═════ SOURCE DATA ═════
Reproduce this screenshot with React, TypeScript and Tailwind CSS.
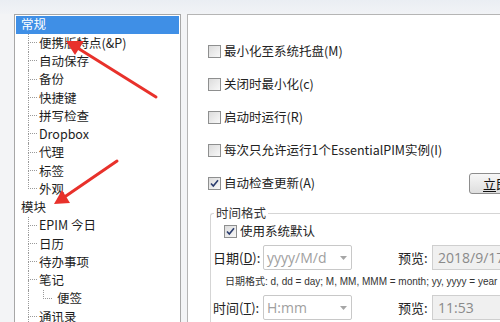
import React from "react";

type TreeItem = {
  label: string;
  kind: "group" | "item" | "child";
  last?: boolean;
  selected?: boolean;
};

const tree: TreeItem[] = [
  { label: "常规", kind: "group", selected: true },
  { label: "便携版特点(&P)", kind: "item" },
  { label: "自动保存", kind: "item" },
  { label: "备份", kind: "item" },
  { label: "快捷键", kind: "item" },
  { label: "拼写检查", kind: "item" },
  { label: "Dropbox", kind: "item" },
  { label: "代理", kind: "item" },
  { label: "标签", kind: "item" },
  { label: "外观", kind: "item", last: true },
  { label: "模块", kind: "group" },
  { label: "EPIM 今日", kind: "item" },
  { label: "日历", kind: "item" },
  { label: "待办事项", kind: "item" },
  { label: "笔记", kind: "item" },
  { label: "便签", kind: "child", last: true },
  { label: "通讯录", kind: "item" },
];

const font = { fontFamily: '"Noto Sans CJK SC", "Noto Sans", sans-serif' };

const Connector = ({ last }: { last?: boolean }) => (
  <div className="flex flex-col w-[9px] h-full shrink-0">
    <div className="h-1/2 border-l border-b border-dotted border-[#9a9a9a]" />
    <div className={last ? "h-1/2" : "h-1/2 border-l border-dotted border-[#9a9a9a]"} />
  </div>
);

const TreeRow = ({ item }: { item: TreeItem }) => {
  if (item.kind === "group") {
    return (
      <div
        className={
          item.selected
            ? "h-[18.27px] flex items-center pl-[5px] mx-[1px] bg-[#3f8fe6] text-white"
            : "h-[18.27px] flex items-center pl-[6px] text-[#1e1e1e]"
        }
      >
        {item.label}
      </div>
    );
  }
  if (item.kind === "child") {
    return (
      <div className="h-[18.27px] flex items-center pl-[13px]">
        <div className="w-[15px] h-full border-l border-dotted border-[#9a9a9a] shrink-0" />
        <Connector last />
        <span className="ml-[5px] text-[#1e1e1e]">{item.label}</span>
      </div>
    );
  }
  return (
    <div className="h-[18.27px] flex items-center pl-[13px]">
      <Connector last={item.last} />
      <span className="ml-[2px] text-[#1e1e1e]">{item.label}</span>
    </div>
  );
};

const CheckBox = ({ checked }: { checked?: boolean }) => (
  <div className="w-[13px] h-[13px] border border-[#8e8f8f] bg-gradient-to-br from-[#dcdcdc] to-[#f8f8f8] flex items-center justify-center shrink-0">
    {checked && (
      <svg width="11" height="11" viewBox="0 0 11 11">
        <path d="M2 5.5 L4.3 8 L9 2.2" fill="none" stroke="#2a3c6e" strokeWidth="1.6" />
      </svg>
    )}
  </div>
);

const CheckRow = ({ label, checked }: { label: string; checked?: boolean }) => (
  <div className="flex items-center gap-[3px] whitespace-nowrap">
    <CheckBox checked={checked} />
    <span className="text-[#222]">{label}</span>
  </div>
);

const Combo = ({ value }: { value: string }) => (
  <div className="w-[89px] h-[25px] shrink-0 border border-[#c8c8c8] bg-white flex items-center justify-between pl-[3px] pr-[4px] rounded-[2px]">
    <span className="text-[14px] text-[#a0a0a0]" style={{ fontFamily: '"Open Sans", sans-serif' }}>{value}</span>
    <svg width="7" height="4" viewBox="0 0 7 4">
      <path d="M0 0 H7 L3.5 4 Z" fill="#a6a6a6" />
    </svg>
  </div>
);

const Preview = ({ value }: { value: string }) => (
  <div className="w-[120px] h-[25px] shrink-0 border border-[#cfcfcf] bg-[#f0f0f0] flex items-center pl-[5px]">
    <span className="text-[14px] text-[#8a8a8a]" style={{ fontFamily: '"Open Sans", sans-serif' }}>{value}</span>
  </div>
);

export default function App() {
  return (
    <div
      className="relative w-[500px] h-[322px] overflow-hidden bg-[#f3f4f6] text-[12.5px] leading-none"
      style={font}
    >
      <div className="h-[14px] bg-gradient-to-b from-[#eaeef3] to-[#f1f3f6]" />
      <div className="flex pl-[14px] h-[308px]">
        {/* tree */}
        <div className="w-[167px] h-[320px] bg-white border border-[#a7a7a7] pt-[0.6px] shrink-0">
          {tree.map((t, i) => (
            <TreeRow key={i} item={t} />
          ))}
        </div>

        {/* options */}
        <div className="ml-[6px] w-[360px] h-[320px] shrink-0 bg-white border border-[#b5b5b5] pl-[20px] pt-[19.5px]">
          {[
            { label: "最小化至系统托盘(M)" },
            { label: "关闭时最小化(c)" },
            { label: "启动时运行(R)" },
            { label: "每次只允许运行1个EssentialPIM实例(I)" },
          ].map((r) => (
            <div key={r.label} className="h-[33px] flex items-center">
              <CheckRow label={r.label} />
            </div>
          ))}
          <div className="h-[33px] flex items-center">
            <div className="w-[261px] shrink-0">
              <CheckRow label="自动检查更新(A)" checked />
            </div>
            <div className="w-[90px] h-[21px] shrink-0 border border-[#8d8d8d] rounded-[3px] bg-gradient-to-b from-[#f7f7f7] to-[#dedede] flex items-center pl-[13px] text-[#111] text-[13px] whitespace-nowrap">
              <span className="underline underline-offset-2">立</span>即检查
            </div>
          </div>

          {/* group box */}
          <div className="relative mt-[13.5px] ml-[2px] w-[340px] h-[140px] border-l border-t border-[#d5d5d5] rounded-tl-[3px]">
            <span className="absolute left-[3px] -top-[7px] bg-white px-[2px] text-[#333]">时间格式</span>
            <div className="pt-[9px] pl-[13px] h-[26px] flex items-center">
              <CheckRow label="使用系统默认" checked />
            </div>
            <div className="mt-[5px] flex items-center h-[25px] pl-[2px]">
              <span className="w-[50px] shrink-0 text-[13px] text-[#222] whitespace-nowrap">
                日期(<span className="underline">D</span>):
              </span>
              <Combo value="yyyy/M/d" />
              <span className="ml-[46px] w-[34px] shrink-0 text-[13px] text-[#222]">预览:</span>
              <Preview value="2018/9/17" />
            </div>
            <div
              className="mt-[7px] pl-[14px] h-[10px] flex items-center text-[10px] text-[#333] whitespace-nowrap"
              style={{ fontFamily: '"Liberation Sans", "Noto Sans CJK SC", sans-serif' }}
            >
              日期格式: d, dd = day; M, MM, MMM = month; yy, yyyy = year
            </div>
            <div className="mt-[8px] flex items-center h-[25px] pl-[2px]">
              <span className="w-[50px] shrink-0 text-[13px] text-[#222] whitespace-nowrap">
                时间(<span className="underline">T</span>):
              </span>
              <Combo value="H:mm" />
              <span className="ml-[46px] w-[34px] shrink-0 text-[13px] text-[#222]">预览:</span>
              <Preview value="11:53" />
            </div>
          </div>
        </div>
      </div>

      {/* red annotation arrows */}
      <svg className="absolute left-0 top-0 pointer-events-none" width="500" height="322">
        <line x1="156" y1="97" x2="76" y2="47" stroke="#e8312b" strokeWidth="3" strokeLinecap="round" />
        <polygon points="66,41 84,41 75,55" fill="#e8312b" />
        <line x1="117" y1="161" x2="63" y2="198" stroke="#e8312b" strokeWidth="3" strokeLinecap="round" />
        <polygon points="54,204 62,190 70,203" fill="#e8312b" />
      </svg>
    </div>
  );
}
═════
Only the count is wanted: report how many lines of the material above hold the word "React".

2